STATED GOAL: Take every line from the first down to the line with "import React from" and set it down exactly, without the pictures.

_ _ _

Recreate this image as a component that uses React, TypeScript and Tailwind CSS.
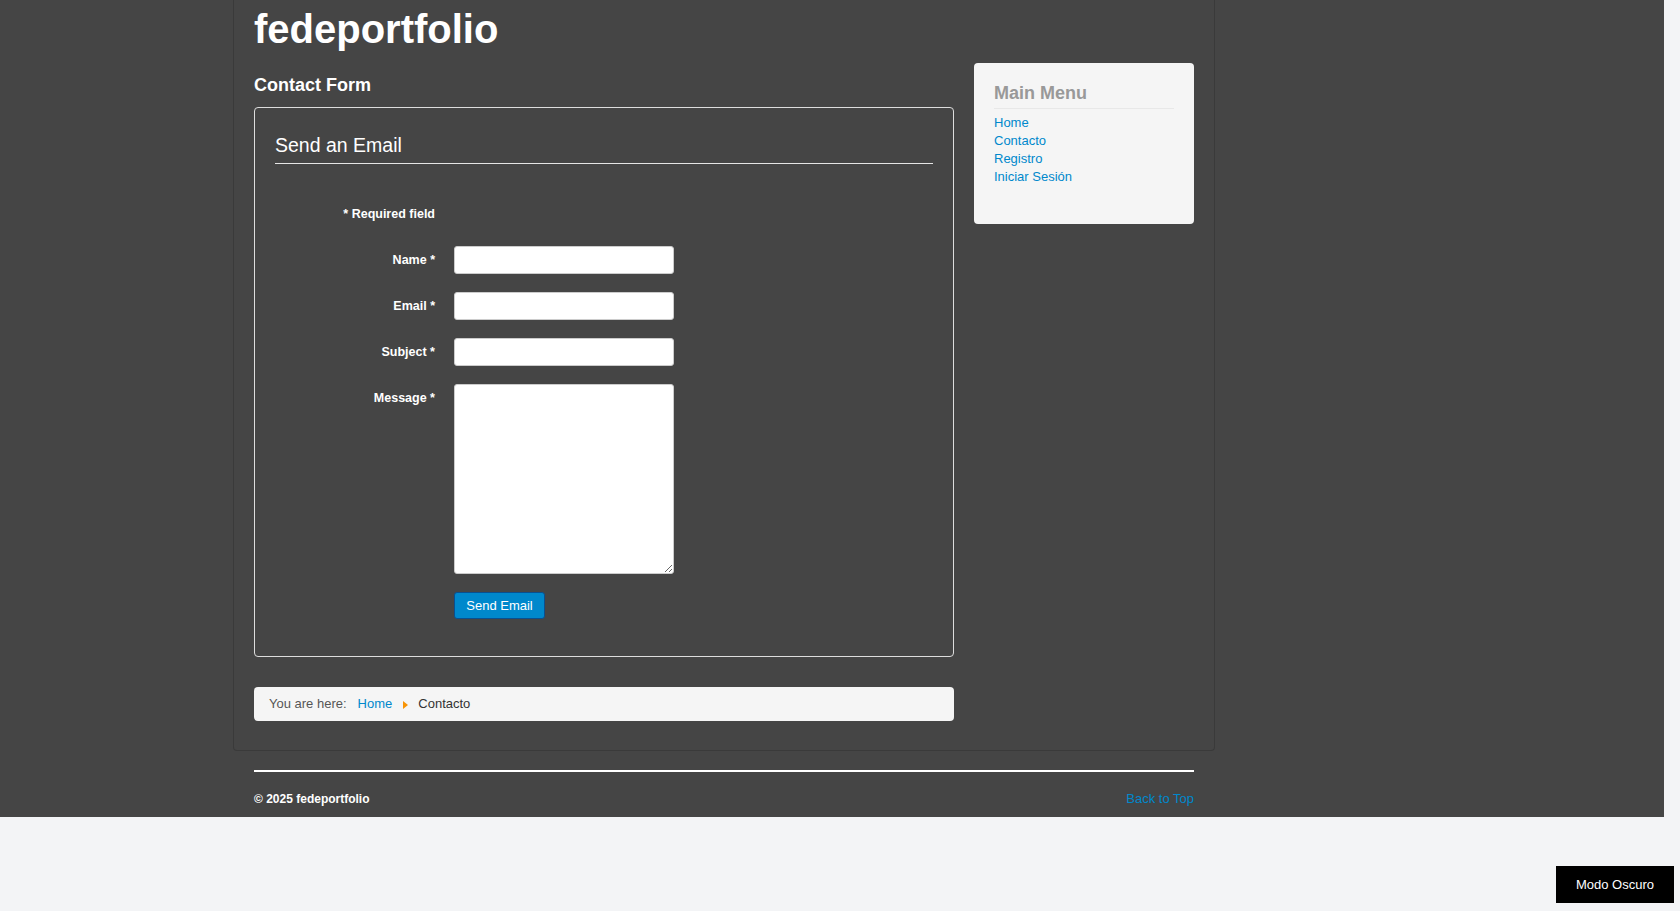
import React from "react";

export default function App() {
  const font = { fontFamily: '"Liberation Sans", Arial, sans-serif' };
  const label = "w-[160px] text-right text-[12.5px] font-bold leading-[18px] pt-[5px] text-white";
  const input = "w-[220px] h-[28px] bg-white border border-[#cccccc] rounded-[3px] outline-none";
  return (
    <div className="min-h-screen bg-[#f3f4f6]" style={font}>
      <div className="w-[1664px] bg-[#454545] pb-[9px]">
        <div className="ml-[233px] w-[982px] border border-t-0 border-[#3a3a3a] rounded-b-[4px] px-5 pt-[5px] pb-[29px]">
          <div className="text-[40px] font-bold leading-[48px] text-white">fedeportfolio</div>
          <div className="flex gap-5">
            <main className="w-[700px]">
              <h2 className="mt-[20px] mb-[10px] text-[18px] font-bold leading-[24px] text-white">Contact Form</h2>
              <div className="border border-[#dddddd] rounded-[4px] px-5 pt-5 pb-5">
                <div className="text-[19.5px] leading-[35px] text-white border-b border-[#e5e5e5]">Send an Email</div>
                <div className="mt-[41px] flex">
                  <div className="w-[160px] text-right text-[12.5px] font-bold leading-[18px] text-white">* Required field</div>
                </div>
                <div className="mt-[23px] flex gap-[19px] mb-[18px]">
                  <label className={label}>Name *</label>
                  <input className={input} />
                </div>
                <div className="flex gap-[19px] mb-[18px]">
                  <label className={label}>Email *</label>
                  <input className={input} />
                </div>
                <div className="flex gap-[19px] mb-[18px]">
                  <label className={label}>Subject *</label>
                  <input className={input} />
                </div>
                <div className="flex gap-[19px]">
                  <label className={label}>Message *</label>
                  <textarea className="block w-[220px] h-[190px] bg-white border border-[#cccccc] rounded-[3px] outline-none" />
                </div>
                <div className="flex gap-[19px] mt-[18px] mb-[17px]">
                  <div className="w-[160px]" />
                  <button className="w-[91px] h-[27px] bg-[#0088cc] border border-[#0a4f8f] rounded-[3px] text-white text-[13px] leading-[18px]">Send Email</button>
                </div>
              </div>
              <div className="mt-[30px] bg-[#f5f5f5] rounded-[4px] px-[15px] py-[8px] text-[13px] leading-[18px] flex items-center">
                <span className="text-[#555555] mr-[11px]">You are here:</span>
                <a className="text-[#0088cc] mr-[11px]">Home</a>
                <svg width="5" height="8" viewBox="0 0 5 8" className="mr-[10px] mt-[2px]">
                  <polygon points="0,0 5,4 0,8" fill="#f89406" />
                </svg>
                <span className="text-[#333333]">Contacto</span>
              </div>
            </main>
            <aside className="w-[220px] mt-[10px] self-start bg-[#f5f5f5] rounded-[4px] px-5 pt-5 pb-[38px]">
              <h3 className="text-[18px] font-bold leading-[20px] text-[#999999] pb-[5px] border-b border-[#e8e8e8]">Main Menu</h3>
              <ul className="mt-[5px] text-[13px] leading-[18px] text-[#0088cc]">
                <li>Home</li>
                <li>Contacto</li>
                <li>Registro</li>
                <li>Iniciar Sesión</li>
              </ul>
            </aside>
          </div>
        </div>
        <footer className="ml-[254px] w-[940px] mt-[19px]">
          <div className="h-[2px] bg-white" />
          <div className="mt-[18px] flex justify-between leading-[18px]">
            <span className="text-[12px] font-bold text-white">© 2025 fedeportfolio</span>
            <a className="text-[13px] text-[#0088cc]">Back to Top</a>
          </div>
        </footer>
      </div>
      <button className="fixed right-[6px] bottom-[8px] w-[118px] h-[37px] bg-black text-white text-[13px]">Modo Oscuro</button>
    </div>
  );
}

_ _ _

FULL SOLUTION:
Recreate this image as a component that uses React, TypeScript and Tailwind CSS.
import React from "react";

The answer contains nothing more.